— Start GIVEN DATA —

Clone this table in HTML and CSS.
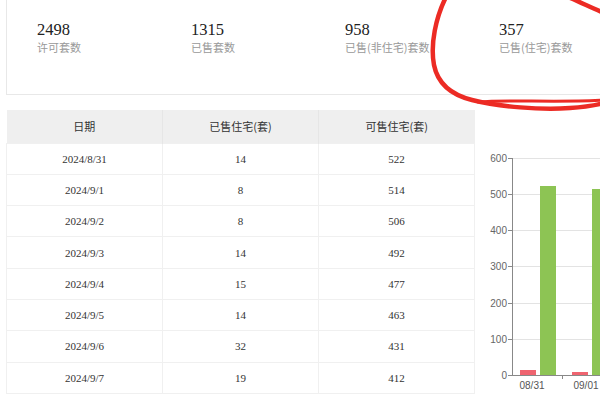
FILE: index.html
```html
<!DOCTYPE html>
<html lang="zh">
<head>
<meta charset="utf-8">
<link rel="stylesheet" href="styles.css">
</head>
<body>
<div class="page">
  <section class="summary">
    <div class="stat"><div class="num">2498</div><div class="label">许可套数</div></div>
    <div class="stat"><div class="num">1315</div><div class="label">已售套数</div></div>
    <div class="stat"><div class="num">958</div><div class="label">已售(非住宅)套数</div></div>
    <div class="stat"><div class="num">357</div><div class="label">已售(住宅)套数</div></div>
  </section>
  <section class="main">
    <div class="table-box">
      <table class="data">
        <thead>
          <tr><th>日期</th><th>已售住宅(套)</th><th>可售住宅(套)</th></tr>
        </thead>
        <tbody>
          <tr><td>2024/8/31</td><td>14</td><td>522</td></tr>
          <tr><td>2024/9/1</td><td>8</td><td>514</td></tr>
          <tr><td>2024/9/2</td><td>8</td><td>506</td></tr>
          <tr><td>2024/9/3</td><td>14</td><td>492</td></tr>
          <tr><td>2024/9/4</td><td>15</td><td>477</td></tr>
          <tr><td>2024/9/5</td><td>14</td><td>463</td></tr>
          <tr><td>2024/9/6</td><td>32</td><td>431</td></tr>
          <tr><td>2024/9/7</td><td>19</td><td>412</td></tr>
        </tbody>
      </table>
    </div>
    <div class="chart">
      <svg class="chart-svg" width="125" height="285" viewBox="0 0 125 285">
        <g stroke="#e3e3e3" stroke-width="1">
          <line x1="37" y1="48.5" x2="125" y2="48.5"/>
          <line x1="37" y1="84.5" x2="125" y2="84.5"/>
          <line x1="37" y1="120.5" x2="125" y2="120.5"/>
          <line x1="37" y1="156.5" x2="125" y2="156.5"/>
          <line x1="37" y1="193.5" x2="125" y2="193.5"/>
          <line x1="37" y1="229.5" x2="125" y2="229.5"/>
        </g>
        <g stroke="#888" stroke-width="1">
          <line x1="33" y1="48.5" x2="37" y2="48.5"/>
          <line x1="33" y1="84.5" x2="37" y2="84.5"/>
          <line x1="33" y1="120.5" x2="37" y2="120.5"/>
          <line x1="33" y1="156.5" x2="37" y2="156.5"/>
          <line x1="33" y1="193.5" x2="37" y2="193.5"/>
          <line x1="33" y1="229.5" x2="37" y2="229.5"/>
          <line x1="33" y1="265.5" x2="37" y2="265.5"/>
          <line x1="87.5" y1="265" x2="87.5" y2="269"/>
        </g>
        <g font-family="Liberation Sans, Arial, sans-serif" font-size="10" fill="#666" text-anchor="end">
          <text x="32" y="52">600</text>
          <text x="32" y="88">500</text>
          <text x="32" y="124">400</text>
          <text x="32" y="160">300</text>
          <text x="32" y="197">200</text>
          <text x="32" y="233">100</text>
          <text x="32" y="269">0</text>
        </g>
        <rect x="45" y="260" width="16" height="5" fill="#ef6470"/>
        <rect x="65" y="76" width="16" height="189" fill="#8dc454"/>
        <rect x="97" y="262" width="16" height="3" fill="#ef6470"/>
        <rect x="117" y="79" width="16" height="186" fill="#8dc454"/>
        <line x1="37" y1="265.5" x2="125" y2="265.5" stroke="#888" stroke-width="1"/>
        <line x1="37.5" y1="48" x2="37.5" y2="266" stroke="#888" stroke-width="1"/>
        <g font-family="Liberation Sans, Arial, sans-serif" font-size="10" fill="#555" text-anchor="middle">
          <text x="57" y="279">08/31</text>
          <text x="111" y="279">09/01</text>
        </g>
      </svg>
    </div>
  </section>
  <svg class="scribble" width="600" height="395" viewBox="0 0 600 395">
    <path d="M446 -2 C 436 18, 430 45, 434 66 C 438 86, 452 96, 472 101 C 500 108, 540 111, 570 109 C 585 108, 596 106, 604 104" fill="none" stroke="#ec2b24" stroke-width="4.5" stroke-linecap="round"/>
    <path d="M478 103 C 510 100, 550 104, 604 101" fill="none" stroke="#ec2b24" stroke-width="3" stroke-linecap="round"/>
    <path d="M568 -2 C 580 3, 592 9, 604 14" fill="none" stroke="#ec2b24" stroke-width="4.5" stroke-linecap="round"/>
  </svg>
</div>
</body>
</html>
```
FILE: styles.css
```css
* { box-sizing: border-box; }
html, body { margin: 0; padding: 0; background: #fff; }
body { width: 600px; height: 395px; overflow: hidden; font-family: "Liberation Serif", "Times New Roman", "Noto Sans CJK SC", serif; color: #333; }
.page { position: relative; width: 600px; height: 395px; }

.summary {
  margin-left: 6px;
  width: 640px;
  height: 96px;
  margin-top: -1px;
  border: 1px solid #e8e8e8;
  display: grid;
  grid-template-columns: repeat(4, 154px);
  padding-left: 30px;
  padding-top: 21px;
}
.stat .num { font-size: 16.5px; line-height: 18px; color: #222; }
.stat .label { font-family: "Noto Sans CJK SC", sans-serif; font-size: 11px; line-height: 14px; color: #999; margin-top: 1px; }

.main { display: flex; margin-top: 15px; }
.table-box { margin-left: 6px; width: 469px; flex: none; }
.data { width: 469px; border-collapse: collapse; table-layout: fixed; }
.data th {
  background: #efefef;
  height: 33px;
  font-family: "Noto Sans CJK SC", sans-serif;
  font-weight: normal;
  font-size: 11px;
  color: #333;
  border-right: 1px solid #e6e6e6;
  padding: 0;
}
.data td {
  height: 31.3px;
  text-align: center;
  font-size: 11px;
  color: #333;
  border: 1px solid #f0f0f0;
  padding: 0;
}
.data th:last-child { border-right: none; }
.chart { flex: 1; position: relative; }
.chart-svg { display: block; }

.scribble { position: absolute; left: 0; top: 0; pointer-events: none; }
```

— End GIVEN DATA —

» **PROBLEM REQUIREMENTS**
Every line is to be duplicated exactly, though pictures stay out.

» **FULL SOLUTION**
Clone this table in HTML and CSS.
FILE: index.html
```html
<!DOCTYPE html>
<html lang="zh">
<head>
<meta charset="utf-8">
<link rel="stylesheet" href="styles.css">
</head>
<body>
<div class="page">
  <section class="summary">
    <div class="stat"><div class="num">2498</div><div class="label">许可套数</div></div>
    <div class="stat"><div class="num">1315</div><div class="label">已售套数</div></div>
    <div class="stat"><div class="num">958</div><div class="label">已售(非住宅)套数</div></div>
    <div class="stat"><div class="num">357</div><div class="label">已售(住宅)套数</div></div>
  </section>
  <section class="main">
    <div class="table-box">
      <table class="data">
        <thead>
          <tr><th>日期</th><th>已售住宅(套)</th><th>可售住宅(套)</th></tr>
        </thead>
        <tbody>
          <tr><td>2024/8/31</td><td>14</td><td>522</td></tr>
          <tr><td>2024/9/1</td><td>8</td><td>514</td></tr>
          <tr><td>2024/9/2</td><td>8</td><td>506</td></tr>
          <tr><td>2024/9/3</td><td>14</td><td>492</td></tr>
          <tr><td>2024/9/4</td><td>15</td><td>477</td></tr>
          <tr><td>2024/9/5</td><td>14</td><td>463</td></tr>
          <tr><td>2024/9/6</td><td>32</td><td>431</td></tr>
          <tr><td>2024/9/7</td><td>19</td><td>412</td></tr>
        </tbody>
      </table>
    </div>
    <div class="chart">
      <svg class="chart-svg" width="125" height="285" viewBox="0 0 125 285">
        <g stroke="#e3e3e3" stroke-width="1">
          <line x1="37" y1="48.5" x2="125" y2="48.5"/>
          <line x1="37" y1="84.5" x2="125" y2="84.5"/>
          <line x1="37" y1="120.5" x2="125" y2="120.5"/>
          <line x1="37" y1="156.5" x2="125" y2="156.5"/>
          <line x1="37" y1="193.5" x2="125" y2="193.5"/>
          <line x1="37" y1="229.5" x2="125" y2="229.5"/>
        </g>
        <g stroke="#888" stroke-width="1">
          <line x1="33" y1="48.5" x2="37" y2="48.5"/>
          <line x1="33" y1="84.5" x2="37" y2="84.5"/>
          <line x1="33" y1="120.5" x2="37" y2="120.5"/>
          <line x1="33" y1="156.5" x2="37" y2="156.5"/>
          <line x1="33" y1="193.5" x2="37" y2="193.5"/>
          <line x1="33" y1="229.5" x2="37" y2="229.5"/>
          <line x1="33" y1="265.5" x2="37" y2="265.5"/>
          <line x1="87.5" y1="265" x2="87.5" y2="269"/>
        </g>
        <g font-family="Liberation Sans, Arial, sans-serif" font-size="10" fill="#666" text-anchor="end">
          <text x="32" y="52">600</text>
          <text x="32" y="88">500</text>
          <text x="32" y="124">400</text>
          <text x="32" y="160">300</text>
          <text x="32" y="197">200</text>
          <text x="32" y="233">100</text>
          <text x="32" y="269">0</text>
        </g>
        <rect x="45" y="260" width="16" height="5" fill="#ef6470"/>
        <rect x="65" y="76" width="16" height="189" fill="#8dc454"/>
        <rect x="97" y="262" width="16" height="3" fill="#ef6470"/>
        <rect x="117" y="79" width="16" height="186" fill="#8dc454"/>
        <line x1="37" y1="265.5" x2="125" y2="265.5" stroke="#888" stroke-width="1"/>
        <line x1="37.5" y1="48" x2="37.5" y2="266" stroke="#888" stroke-width="1"/>
        <g font-family="Liberation Sans, Arial, sans-serif" font-size="10" fill="#555" text-anchor="middle">
          <text x="57" y="279">08/31</text>
          <text x="111" y="279">09/01</text>
        </g>
      </svg>
    </div>
  </section>
  <svg class="scribble" width="600" height="395" viewBox="0 0 600 395">
    <path d="M446 -2 C 436 18, 430 45, 434 66 C 438 86, 452 96, 472 101 C 500 108, 540 111, 570 109 C 585 108, 596 106, 604 104" fill="none" stroke="#ec2b24" stroke-width="4.5" stroke-linecap="round"/>
    <path d="M478 103 C 510 100, 550 104, 604 101" fill="none" stroke="#ec2b24" stroke-width="3" stroke-linecap="round"/>
    <path d="M568 -2 C 580 3, 592 9, 604 14" fill="none" stroke="#ec2b24" stroke-width="4.5" stroke-linecap="round"/>
  </svg>
</div>
</body>
</html>
```
FILE: styles.css
```css
* { box-sizing: border-box; }
html, body { margin: 0; padding: 0; background: #fff; }
body { width: 600px; height: 395px; overflow: hidden; font-family: "Liberation Serif", "Times New Roman", "Noto Sans CJK SC", serif; color: #333; }
.page { position: relative; width: 600px; height: 395px; }

.summary {
  margin-left: 6px;
  width: 640px;
  height: 96px;
  margin-top: -1px;
  border: 1px solid #e8e8e8;
  display: grid;
  grid-template-columns: repeat(4, 154px);
  padding-left: 30px;
  padding-top: 21px;
}
.stat .num { font-size: 16.5px; line-height: 18px; color: #222; }
.stat .label { font-family: "Noto Sans CJK SC", sans-serif; font-size: 11px; line-height: 14px; color: #999; margin-top: 1px; }

.main { display: flex; margin-top: 15px; }
.table-box { margin-left: 6px; width: 469px; flex: none; }
.data { width: 469px; border-collapse: collapse; table-layout: fixed; }
.data th {
  background: #efefef;
  height: 33px;
  font-family: "Noto Sans CJK SC", sans-serif;
  font-weight: normal;
  font-size: 11px;
  color: #333;
  border-right: 1px solid #e6e6e6;
  padding: 0;
}
.data td {
  height: 31.3px;
  text-align: center;
  font-size: 11px;
  color: #333;
  border: 1px solid #f0f0f0;
  padding: 0;
}
.data th:last-child { border-right: none; }
.chart { flex: 1; position: relative; }
.chart-svg { display: block; }

.scribble { position: absolute; left: 0; top: 0; pointer-events: none; }
```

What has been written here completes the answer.